If It Quacks Like a Duck: Intermittent Renewables and the Grid

At an energy policy conference that I attended on campus recently, one of the speakers asked how many people in the audience were familiar with the Duck Chart. As someone who tries to stay on top of things in the energy world, I was surprised by how many people raised a hand to express familiarity with this thing I had never heard of. Fortunately, with the benefit of the Internet, I was staring at a duck-evoking image within a few minutes.

ImageIt’s a bit of a Rorschach test. To see a duck, you have to imagine that one set of squiggly lines is actually an eye-less, beak-less duck face, and that another set of lines represents a tail – more of a Labrador Retriever tail than the fluffy duckish variety, but I digress.

The image is offered by the California Independent System Operator (the group that manages most of the electric grid in the state). From the ISO’s perspective, I guess you could call this the Duck of Doom.

What I think the author is trying to say is that within the next seven years, the grid will be awash with renewable power – during some hours of the day, there even might be too much. The bad news for a grid operator is that a lot of that will come from the sun, which is only scheduled to appear – well – from sun-up to sun-down. When the sun shows its face, there will be a quick run-up of power, and the opposite will happen at the end of the day. Since the grid needs to remain balanced all day long, it looks like there will be a need to shut down a lot of other electric generators really quickly in the morning and bring them back up really quickly in the evening. The ISO wants a great quantity of gas-fired power to serve that function.
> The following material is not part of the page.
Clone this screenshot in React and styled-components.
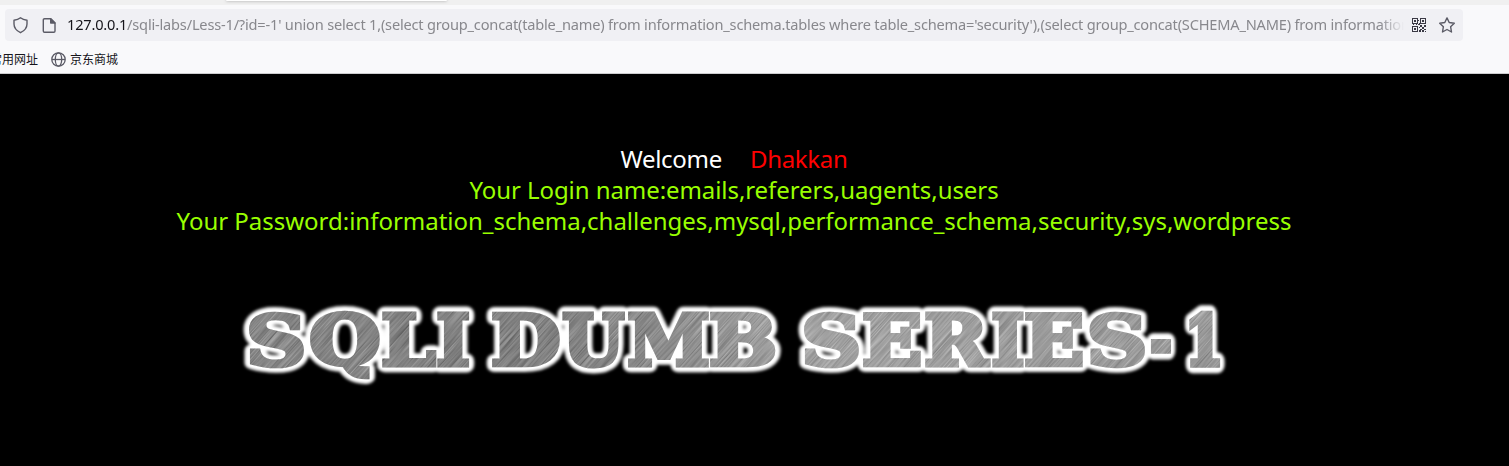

The only problem is, over time, we will have to stop using natural gas. Otherwise, there is no hope of reaching the more ambitious greenhouse gas reduction goals that people talk about. The ISO knows that there are other ways to balance things out, and the same presentation that displays the duck lists some of them:

Demand response involves finding ways to get people to use less power at those moments when the grid needs the most help. Energy storage technologies offer the hope of using intermittent renewables to charge up batteries, or otherwise to store the potential of generating clean power when the sun doesn’t shine. “Dispatchable” wind and solar may involve matching up particular storage technologies with specific wind and solar farms.

There are other options, as well, such as matching up day-shining solar with night-gusting wind; using hydroelectric power to fill in the gaps to the extent that the technology allows; developing a significant amount of truly dispatchable renewable capacity – in California, that would mostly be geothermal.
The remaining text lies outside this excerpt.